▸ **TASK TO COMPLETE**
Output exactly the lines from the first one down to the line containing "const columns = ['User", inclusive.

▸ **DATA EXCERPT**
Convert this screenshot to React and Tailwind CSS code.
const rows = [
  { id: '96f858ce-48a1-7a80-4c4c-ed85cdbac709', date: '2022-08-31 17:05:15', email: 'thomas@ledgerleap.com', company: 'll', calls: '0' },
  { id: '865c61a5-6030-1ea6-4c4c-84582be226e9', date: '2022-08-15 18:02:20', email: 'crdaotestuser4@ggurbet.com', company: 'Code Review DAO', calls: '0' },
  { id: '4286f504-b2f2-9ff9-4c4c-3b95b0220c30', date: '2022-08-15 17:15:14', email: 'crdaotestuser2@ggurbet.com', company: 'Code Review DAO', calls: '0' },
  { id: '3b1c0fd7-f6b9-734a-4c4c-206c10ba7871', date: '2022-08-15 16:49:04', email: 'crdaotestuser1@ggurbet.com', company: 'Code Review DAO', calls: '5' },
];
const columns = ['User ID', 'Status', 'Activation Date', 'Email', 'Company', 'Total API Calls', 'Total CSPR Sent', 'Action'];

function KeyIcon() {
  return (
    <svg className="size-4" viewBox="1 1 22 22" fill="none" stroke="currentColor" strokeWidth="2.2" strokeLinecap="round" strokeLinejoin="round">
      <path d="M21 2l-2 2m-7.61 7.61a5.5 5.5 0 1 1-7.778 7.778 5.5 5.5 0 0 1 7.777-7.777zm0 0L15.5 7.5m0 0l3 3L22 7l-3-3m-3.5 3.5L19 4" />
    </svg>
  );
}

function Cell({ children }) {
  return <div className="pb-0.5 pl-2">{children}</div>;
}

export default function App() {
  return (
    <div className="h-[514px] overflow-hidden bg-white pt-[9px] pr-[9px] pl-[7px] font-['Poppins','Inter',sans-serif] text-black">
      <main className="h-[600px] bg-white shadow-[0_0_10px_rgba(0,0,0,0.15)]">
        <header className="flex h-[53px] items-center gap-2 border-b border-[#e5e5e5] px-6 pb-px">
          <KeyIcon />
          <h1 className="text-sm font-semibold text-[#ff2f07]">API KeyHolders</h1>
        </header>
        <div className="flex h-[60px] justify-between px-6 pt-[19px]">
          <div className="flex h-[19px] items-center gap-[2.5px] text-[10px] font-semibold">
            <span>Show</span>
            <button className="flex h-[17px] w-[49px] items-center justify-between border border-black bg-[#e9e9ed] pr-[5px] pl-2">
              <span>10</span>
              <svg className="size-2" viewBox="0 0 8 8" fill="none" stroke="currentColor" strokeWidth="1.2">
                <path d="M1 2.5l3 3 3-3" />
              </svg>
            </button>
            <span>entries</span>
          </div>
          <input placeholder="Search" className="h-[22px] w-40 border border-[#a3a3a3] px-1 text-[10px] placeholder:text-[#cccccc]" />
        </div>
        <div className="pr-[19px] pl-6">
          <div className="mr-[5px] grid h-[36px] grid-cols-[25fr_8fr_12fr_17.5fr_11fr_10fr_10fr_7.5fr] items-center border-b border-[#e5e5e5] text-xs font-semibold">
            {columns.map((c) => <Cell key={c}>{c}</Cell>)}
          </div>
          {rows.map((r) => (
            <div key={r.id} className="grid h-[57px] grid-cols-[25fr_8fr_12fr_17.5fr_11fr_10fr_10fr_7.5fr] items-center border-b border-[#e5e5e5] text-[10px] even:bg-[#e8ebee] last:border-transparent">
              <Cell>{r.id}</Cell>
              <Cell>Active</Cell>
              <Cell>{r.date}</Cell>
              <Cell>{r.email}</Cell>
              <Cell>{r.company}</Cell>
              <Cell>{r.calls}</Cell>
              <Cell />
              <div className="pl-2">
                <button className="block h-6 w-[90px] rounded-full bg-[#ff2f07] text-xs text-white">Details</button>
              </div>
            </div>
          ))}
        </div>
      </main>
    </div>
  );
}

▸ **FINAL ANSWER**
Convert this screenshot to React and Tailwind CSS code.
const rows = [
  { id: '96f858ce-48a1-7a80-4c4c-ed85cdbac709', date: '2022-08-31 17:05:15', email: 'thomas@ledgerleap.com', company: 'll', calls: '0' },
  { id: '865c61a5-6030-1ea6-4c4c-84582be226e9', date: '2022-08-15 18:02:20', email: 'crdaotestuser4@ggurbet.com', company: 'Code Review DAO', calls: '0' },
  { id: '4286f504-b2f2-9ff9-4c4c-3b95b0220c30', date: '2022-08-15 17:15:14', email: 'crdaotestuser2@ggurbet.com', company: 'Code Review DAO', calls: '0' },
  { id: '3b1c0fd7-f6b9-734a-4c4c-206c10ba7871', date: '2022-08-15 16:49:04', email: 'crdaotestuser1@ggurbet.com', company: 'Code Review DAO', calls: '5' },
];
const columns = ['User ID', 'Status', 'Activation Date', 'Email', 'Company', 'Total API Calls', 'Total CSPR Sent', 'Action'];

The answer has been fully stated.